On the other hand, cancelling the Constituyente would mean throwing the Frente Francisco de Miranda troglodytes —increasingly Maduro’s real base— under the bus. These guys have fully bought into the idea that they are now a week away from their lifelong dream: total control of the state, carte blanche to annihilate the ‘fascist right wing opposition’. Telling them it was all a bluff this late in the game would be like cancelling Christmas on December 22nd.
Whether he realizes it or not, the bigger problem Nicolás Maduro faces right now is not the opposition: it’s that he now risks an outright break with the one institution whose support he absolutely cannot do without.

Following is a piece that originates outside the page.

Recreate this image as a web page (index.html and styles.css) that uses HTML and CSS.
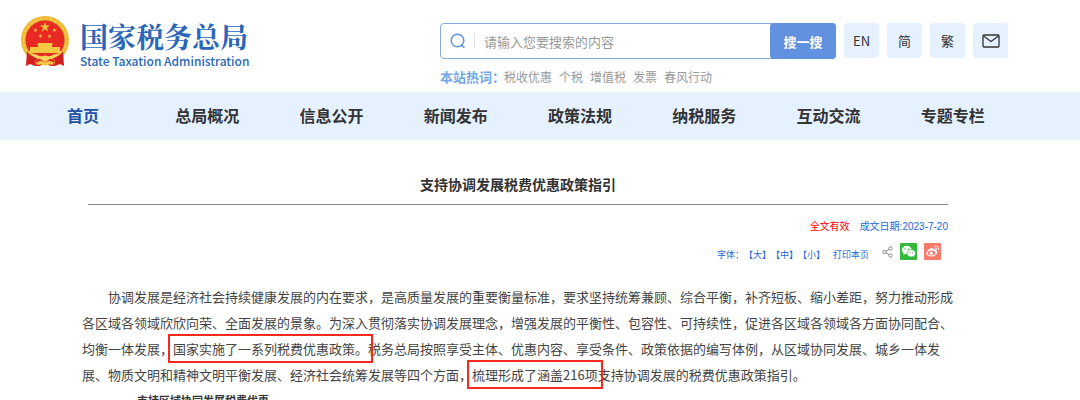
FILE: index.html
```
<!DOCTYPE html>
<html lang="zh-CN">

<head>
  <meta charset="UTF-8">
  <meta name="viewport" content="width=device-width, initial-scale=1.0">
  <title>支持协调发展税费优惠政策指引</title>
  <link rel="stylesheet" href="styles.css">
</head>

<body>

  <header class="header">
    <a class="logo" href="#">
      <svg class="emblem" viewBox="0 0 50 52" aria-hidden="true">
        <circle cx="25" cy="25" r="24" fill="#efb832"/>
        <circle cx="25" cy="25" r="21.500" fill="none" stroke="#f6cb4c" stroke-width="2" stroke-dasharray="3 2"/>
        <circle cx="25" cy="25" r="19.500" fill="#e92a24"/>
        <path d="M25 7 l1.200 3.500 h3.800 l-3 2.300 1.100 3.600 -3.100 -2.200 -3.100 2.200 1.100 -3.600 -3 -2.300 h3.800z" fill="#f6c842"/>
        <path id="star" d="M15.500 13 l.6 1.500 h1.500 l-1.200 1 .4 1.500 -1.300 -.9 -1.300 .9 .4 -1.500 -1.200 -1 h1.500z" fill="#f6c842"/>
        <use href="#star" x="5" y="6"/>
        <use href="#star" x="14" y="6"/>
        <use href="#star" x="19" y="0"/>
        <path d="M18 28 h14 l1 2 h-1 v2 h8 v4 h2 v2 H8 v-2 h2 v-4 h8 v-2 h-1z" fill="#f6c842"/>
        <path d="M9 41 H41 L36 50 H14 Z" fill="#efb832"/>
        <path d="M7 36 Q9 41 18 43 L15 46 V51 L10 49 L6 51 Z M43 36 Q41 41 32 43 L35 46 V51 L40 49 L44 51 Z" fill="#d3201f"/>
        <path d="M16 45 L21 43 L24 47 L20 51 H15 Z M34 45 L29 43 L26 47 L30 51 H35 Z" fill="#e02a22"/>
        <path d="M10 38 Q17 39 21 42 Q25 39 29 42 Q33 39 40 38 Q37 43 30 44 Q25 48 20 44 Q13 43 10 38 Z" fill="#f8d45c"/>
        <path d="M16 48 Q21 44 25 48 Q29 44 34 48 L32 50 Q28 48 25 51 Q22 48 18 50 Z" fill="#f6c842"/>
      </svg>
      <span class="logo-text">
        <strong class="logo-name">国家税务总局</strong>
        <span class="logo-en">State Taxation Administration</span>
      </span>
    </a>

    <div class="header-right">
      <div class="tools">
        <form class="search">
          <label class="search-label" for="keyword" aria-label="搜索">
            <svg width="16" height="16" viewBox="0 0 16 16" fill="none" stroke="#5b95dc" stroke-width="1.500">
              <circle cx="7.500" cy="7.500" r="6.300"/>
              <path d="M11 11.500 L14.500 15"/>
            </svg>
          </label>
          <input class="search-input" id="keyword" type="text" placeholder="请输入您要搜索的内容">
          <button class="search-button" type="button">搜一搜</button>
        </form>
        <a class="tool" href="#">EN</a>
        <a class="tool" href="#">简</a>
        <a class="tool" href="#">繁</a>
        <a class="tool" href="#" aria-label="邮箱">
          <svg class="mail" width="18" height="14" viewBox="0 0 18 14" fill="none" stroke="#333" stroke-width="1.300">
            <rect x="1" y="1" width="16" height="12" rx="1"/>
            <path d="M1.500 2 L9 7.500 L16.500 2"/>
          </svg>
        </a>
      </div>
      <div class="hot">
        <strong class="hot-title">本站热词：</strong>
        <a href="#">税收优惠</a>
        <a href="#">个税</a>
        <a href="#">增值税</a>
        <a href="#">发票</a>
        <a href="#">春风行动</a>
      </div>
    </div>
  </header>

  <nav class="nav">
    <a class="active" href="#">首页</a>
    <a href="#">总局概况</a>
    <a href="#">信息公开</a>
    <a href="#">新闻发布</a>
    <a href="#">政策法规</a>
    <a href="#">纳税服务</a>
    <a href="#">互动交流</a>
    <a href="#">专题专栏</a>
  </nav>

  <main class="main">
    <article class="article">
      <div class="article-head">
        <h1>支持协调发展税费优惠政策指引</h1>
        <div class="meta">
          <span class="valid">全文有效</span>
          <span>成文日期:2023-7-20</span>
        </div>
        <div class="actions">
          <div class="font-size">
            <span>字体：</span><button type="button">【大】</button><button type="button">【中】</button><button type="button">【小】</button>
          </div>
          <button type="button">打印本页</button>
          <div class="share">
            <a href="#" aria-label="分享">
              <svg width="11" height="12" viewBox="0 0 11 12" fill="none" stroke="#888">
                <circle cx="2.500" cy="6" r="1.700"/>
                <circle cx="8.500" cy="2.500" r="1.700"/>
                <circle cx="8.500" cy="9.500" r="1.700"/>
                <path d="M4 5.200 L7 3.400 M4 6.800 L7 8.600"/>
              </svg>
            </a>
            <a href="#" aria-label="微信">
              <svg width="17" height="17" viewBox="0 0 17 17">
                <rect width="17" height="17" rx="1" fill="#32b83a"/>
                <path d="M3.500 10.500 L3.200 12 L5 11.200 Z M13 13 L14.300 14 L14.200 12 Z" fill="#fff"/>
                <ellipse cx="6.800" cy="7" rx="4.900" ry="4.200" fill="#fff"/>
                <ellipse cx="11.300" cy="10.300" rx="4.300" ry="3.600" fill="#fff" stroke="#32b83a" stroke-width=".7"/>
                <g fill="#32b83a">
                  <circle cx="5" cy="6" r=".7"/>
                  <circle cx="8.300" cy="6" r=".7"/>
                  <circle cx="9.900" cy="9.500" r=".6"/>
                  <circle cx="12.700" cy="9.500" r=".6"/>
                </g>
              </svg>
            </a>
            <a href="#" aria-label="微博">
              <svg width="17" height="17" viewBox="0 0 17 17">
                <rect width="17" height="17" rx="1" fill="#f77a6b"/>
                <path d="M7.500 5 Q9 4.300 9.200 6.300 Q12 5.300 11.800 7.300 Q14 8 13 10.300 Q11.500 13.500 7.500 13.500 Q2.500 13.300 2.300 10.300 Q3 7 7.500 5Z" fill="#fff"/>
                <ellipse cx="7.500" cy="10" rx="3.800" ry="2.500" fill="#f77a6b"/>
                <circle cx="7.200" cy="10.200" r="1.600" fill="#fff"/>
                <path d="M10.500 3.300 Q14.800 2.500 14.500 7 M10.800 5 Q13 4.800 12.800 6.800" fill="none" stroke="#fff"/>
              </svg>
            </a>
          </div>
        </div>
      </div>

      <p class="intro">协调发展是经济社会持续健康发展的内在要求，是高质量发展的重要衡量标准，要求坚持统筹兼顾、综合平衡，补齐短板、缩小差距，努力推动形成各区域各领域欣欣向荣、全面发展的景象。为深入贯彻落实协调发展理念，增强发展的平衡性、包容性、可持续性，促进各区域各领域各方面协同配合、均衡一体发展，<mark>国家实施了一系列税费优惠政策。</mark>税务总局按照享受主体、优惠内容、享受条件、政策依据的编写体例，从区域协同发展、城乡一体发展、物质文明和精神文明平衡发展、经济社会统筹发展等四个方面，<mark>梳理形成了涵盖216项</mark>支持协调发展的税费优惠政策指引。</p>
      <h2>支持区域协同发展税费优惠</h2>
    </article>
  </main>

</body>

</html>
```
FILE: styles.css
```
* {
  box-sizing: border-box;
}

body {
  margin: 0;
  font-family: "Noto Sans CJK SC", sans-serif;
  font-size: 12px;
  color: #333;
  background: #fff;
}

a {
  color: inherit;
  text-decoration: none;
}

button {
  padding: 0;
  border: 0;
  background: none;
  color: inherit;
  font: inherit;
  cursor: pointer;
}

.header {
  display: flex;
  justify-content: space-between;
  align-items: flex-start;
  height: 92px;
  padding: 0 72px 0 20px;
}

.logo {
  display: flex;
  gap: 10px;
  padding-top: 15px;
  color: #2b67b9;
}

.emblem {
  width: 50px;
  height: 52px;
}

.logo-text {
  display: flex;
  flex-direction: column;
  padding-top: 3px;
}

.logo-name {
  font-family: "Noto Serif CJK SC", "Noto Sans CJK SC", serif;
  font-size: 28px;
  line-height: 36px;
}

.logo-en {
  font-size: 12px;
  font-weight: 500;
  line-height: 14px;
}

.header-right {
  width: 58%;
  max-width: 568px;
  padding-top: 23px;
}

.tools {
  display: flex;
  gap: 8px;
}

.search {
  display: flex;
  flex: 1;
  height: 36px;
  border: 1px solid #88a9dc;
  border-radius: 4px;
}

.search-label {
  display: flex;
  align-items: center;
  margin: 9px 0;
  padding: 0 8px 0 9px;
  border-right: 1px solid #ddd;
}

.search-input {
  flex: 1;
  min-width: 0;
  padding: 0 9px;
  border: 0;
  outline: 0;
  background: none;
  font: inherit;
  font-size: 13px;
}

.search-input::placeholder {
  color: #999;
}

.search-button {
  width: 66px;
  margin: -1px;
  border-radius: 4px;
  background: #6191df;
  color: #fff;
  font-size: 13px;
  font-weight: bold;
}

.tool {
  display: flex;
  justify-content: center;
  align-items: center;
  width: 35px;
  height: 35px;
  border-radius: 4px;
  background: #e5f1ff;
  font-size: 13px;
}

.hot {
  display: flex;
  align-items: center;
  gap: 7px;
  margin-top: 8px;
  line-height: 20px;
  color: #999;
}

.hot-title {
  margin-right: -8px;
  color: #74a6e2;
  font-size: 13px;
}

.nav {
  display: flex;
  padding: 0 65px 2px 21px;
  background: #e5f1ff;
  font-size: 16px;
  font-weight: bold;
  line-height: 46px;
}

.nav a {
  flex: 1;
  text-align: center;
}

.nav .active {
  color: #2451a5;
}

.main {
  padding-right: 44px;
}

.article {
  max-width: 872px;
  margin: 0 auto;
}

.article-head {
  margin: 0 6px;
}

h1 {
  margin: 0;
  padding: 32px 0 8px;
  border-bottom: 1px solid #888;
  font-size: 14px;
  line-height: 24px;
  text-align: center;
}

.meta {
  display: flex;
  justify-content: flex-end;
  gap: 10px;
  margin-top: 14px;
  font-family: "Liberation Sans", "Noto Sans CJK SC", sans-serif;
  font-size: 10px;
  line-height: 16px;
  color: #1f66d6;
}

.valid {
  color: #f00;
}

.actions {
  display: flex;
  justify-content: flex-end;
  align-items: flex-end;
  gap: 8px;
  height: 18px;
  margin: 8px 7px 0 0;
  font-size: 9px;
  color: #1f66d6;
}

.font-size {
  display: flex;
}

.share {
  display: flex;
  align-items: center;
  gap: 7px;
  padding: 0 0 1px 5px;
}

.share a {
  display: flex;
}

.intro {
  margin: 23px 0 0;
  color: #444;
  font-size: 13px;
  line-height: 26px;
  text-indent: 2em;
}

mark {
  background: none;
  color: inherit;
  outline: 2px solid #f5291d;
  outline-offset: 3px;
}

h2 {
  margin: 0;
  padding-left: 55px;
  font-size: 11px;
  line-height: 24px;
}
```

Short of money, short of food, short of respect and feeling absolutely neglected, much of the Armed Forces is in no mood right now to go cracking skulls and violating human rights just to preserve the power of a government that isn’t minded to respect the basic rules of Union Cívico-Militar powersharing. Nor does getting past July 30th really solve this problem for him: with every new controversial decision, every move that empowers radicals and mobilizes dissent, he’ll be pouring salt on the military wound.
The real threat for Maduro now comes from them, not us.